▸ GIVEN TASK
Transcribe the listing verbatim. Do not carry over any pictures.
────────
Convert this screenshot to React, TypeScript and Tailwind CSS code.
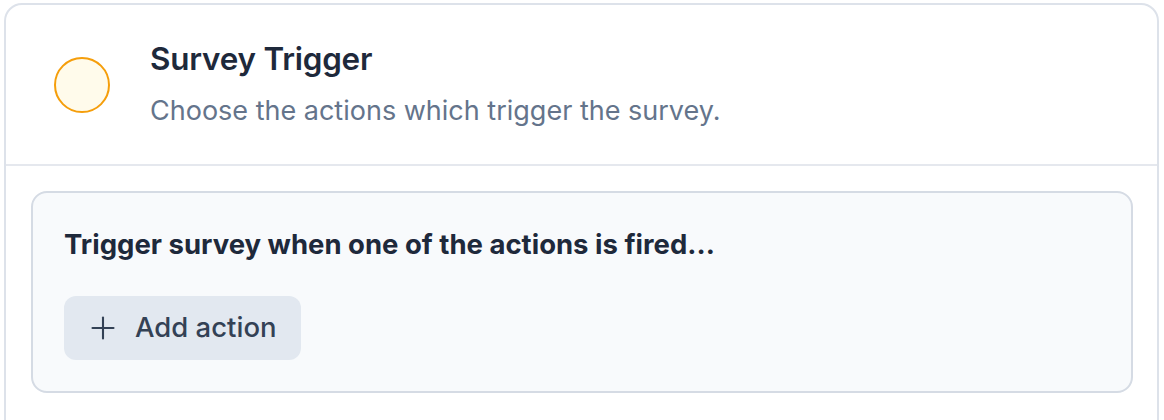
import { Plus } from 'lucide-react';

export default function App() {
  return (
    <div className="min-h-screen bg-white pt-[3px] pl-[4px] font-['Inter',sans-serif] overflow-hidden h-[420px]">
      <div className="w-[1155px] rounded-[18px] border-2 border-[#dde2ea] bg-white h-[440px]">
        <header className="flex items-center gap-[40px] pl-[48px] h-[161px] border-b-2 border-[#e5e8ee]">
          <div className="w-[56px] h-[56px] shrink-0 rounded-full border-2 border-[#f59e0b] bg-[#fffbeb]" />
          <div className="flex flex-col -mt-[1px]">
            <h1 className="text-[31.4px] leading-[40px] font-semibold text-[#1e293b] tracking-[-0.2px]">Survey Trigger</h1>
            <p className="mt-[14px] text-[27px] leading-[36px] text-[#64748b]">Choose the actions which trigger the survey.</p>
          </div>
        </header>

        <div className="pt-[25px] pl-[25px] pr-[24px]">
          <div className="rounded-[16px] border-2 border-[#d5dbe4] bg-[#f8fafc] px-[31px] pt-[31px] pb-[31px]">
            <p className="text-[27.5px] leading-[40px] font-bold text-[#1e293b]">Trigger survey when one of the actions is fired...</p>
            <button className="mt-[32px] flex items-center gap-[14px] h-[64px] rounded-[12px] bg-[#e2e8f0] pl-[21px] pr-[24px] text-[27.5px] font-medium text-[#334155]">
              <Plus size={36} strokeWidth={1.4} />
              Add action
            </button>
          </div>
        </div>
      </div>
    </div>
  );
}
────────
▸ EXERCISE ANSWER
Convert this screenshot to React, TypeScript and Tailwind CSS code.
import { Plus } from 'lucide-react';

export default function App() {
  return (
    <div className="min-h-screen bg-white pt-[3px] pl-[4px] font-['Inter',sans-serif] overflow-hidden h-[420px]">
      <div className="w-[1155px] rounded-[18px] border-2 border-[#dde2ea] bg-white h-[440px]">
        <header className="flex items-center gap-[40px] pl-[48px] h-[161px] border-b-2 border-[#e5e8ee]">
          <div className="w-[56px] h-[56px] shrink-0 rounded-full border-2 border-[#f59e0b] bg-[#fffbeb]" />
          <div className="flex flex-col -mt-[1px]">
            <h1 className="text-[31.4px] leading-[40px] font-semibold text-[#1e293b] tracking-[-0.2px]">Survey Trigger</h1>
            <p className="mt-[14px] text-[27px] leading-[36px] text-[#64748b]">Choose the actions which trigger the survey.</p>
          </div>
        </header>

        <div className="pt-[25px] pl-[25px] pr-[24px]">
          <div className="rounded-[16px] border-2 border-[#d5dbe4] bg-[#f8fafc] px-[31px] pt-[31px] pb-[31px]">
            <p className="text-[27.5px] leading-[40px] font-bold text-[#1e293b]">Trigger survey when one of the actions is fired...</p>
            <button className="mt-[32px] flex items-center gap-[14px] h-[64px] rounded-[12px] bg-[#e2e8f0] pl-[21px] pr-[24px] text-[27.5px] font-medium text-[#334155]">
              <Plus size={36} strokeWidth={1.4} />
              Add action
            </button>
          </div>
        </div>
      </div>
    </div>
  );
}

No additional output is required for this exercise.